• [Records for this task]:
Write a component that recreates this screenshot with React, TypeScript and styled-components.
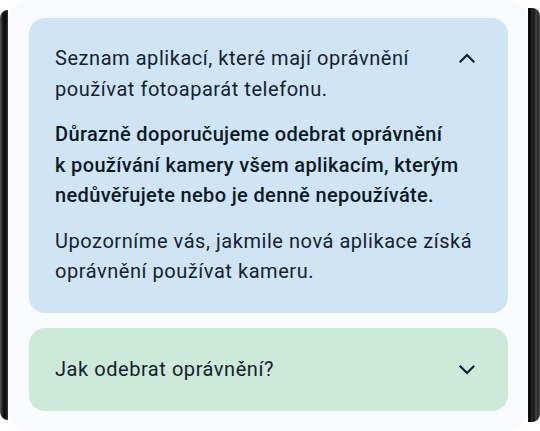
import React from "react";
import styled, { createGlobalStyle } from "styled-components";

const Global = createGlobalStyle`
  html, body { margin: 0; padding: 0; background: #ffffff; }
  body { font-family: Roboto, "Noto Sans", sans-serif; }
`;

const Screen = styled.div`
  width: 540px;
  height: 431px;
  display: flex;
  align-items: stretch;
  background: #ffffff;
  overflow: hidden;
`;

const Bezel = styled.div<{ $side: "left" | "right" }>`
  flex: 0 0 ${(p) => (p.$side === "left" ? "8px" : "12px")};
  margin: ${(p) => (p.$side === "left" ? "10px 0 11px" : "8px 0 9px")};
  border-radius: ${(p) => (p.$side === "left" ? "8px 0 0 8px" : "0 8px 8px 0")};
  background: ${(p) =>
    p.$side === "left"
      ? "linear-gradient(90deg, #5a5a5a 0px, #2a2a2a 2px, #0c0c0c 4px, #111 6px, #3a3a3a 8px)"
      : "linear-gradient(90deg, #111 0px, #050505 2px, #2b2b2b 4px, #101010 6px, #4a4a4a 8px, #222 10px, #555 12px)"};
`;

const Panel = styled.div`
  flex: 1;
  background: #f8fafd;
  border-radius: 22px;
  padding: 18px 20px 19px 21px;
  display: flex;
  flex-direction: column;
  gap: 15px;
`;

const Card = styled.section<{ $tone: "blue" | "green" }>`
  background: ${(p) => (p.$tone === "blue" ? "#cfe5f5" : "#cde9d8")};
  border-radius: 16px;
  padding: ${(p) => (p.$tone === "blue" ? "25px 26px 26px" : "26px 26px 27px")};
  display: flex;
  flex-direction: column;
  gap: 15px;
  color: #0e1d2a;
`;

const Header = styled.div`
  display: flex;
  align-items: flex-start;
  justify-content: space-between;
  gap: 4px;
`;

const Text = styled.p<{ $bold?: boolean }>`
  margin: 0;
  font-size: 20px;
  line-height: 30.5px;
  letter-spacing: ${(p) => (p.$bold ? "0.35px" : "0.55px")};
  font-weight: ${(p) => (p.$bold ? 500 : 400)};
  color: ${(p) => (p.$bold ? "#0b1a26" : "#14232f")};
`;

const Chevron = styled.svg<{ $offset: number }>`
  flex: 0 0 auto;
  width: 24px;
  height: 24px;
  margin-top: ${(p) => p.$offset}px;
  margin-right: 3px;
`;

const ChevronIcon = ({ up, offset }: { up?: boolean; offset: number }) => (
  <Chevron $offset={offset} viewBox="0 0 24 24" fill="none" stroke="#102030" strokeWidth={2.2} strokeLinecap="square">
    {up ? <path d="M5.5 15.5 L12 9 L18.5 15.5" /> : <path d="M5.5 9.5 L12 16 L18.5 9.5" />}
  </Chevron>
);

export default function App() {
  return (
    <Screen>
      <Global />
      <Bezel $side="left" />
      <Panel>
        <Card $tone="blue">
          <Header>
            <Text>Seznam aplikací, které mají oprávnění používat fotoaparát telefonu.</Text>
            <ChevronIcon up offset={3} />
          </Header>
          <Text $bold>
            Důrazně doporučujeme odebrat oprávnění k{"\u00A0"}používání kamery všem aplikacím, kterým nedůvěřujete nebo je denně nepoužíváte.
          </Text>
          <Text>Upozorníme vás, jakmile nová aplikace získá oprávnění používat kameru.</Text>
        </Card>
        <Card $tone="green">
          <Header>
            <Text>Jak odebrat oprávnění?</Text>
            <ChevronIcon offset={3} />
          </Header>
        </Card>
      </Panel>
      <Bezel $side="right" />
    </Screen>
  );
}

...

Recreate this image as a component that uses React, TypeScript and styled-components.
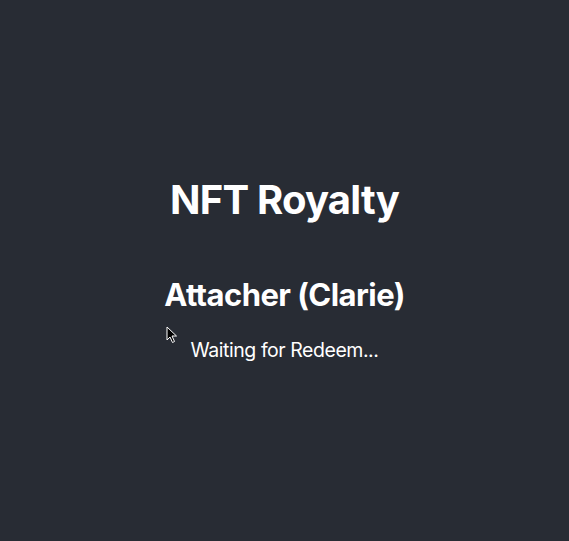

--

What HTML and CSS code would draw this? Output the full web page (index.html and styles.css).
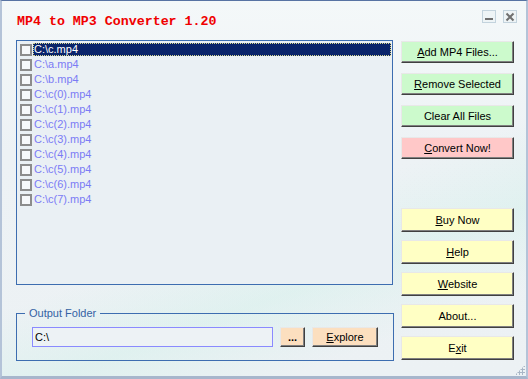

• [Goal]: Say how many lines above contain the string "html". Answer with the number only.

• [The reply]: 2